Prior to this amendment there were two tax regimes for collective funds - one in the IFSC which is a “transparent” regime, that is, there is no tax charged at the level of the fund, and the other regime in the domestic market under which an annual tax is charged on the income and gains of the fund.
From 1 April 2000 for new domestic funds and existing IFSC funds there is one tax regime - a tax regime which allows the fund to grow without an annual tax. Tax will only be payable when a payment is made out of the fund to a person who is resident or ordinarily resident in the State, subject to certain exceptions. The responsibility for paying the tax rests with the fund which must make a return to the Collector-General twice yearly. Existing domestic funds are treated as before - they will be liable to an annual tax on their income and gains.
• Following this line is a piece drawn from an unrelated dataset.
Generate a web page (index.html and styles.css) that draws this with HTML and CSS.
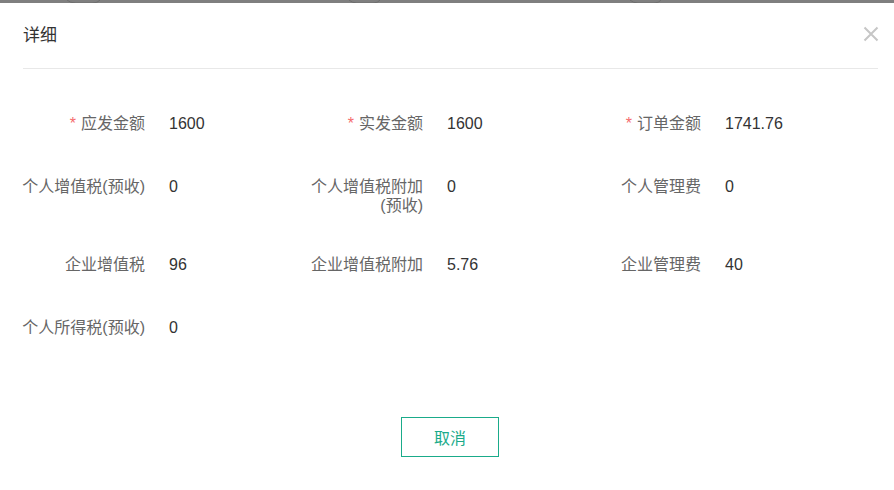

Whether or not an investor is entitled to receive a payment from the fund gross is governed by a declaration procedure. Such declarations can be made by non-residents and by certain resident entities such as life assurance companies, charities and certain entities in the IFSC.
When tax is deducted from a payment made to an individual, the individual will have no further tax to pay. Where the payment is to an investment company or a financial trading company the net amount received will be grossed up and brought into the computation of profit and credit will be given for the tax deducted.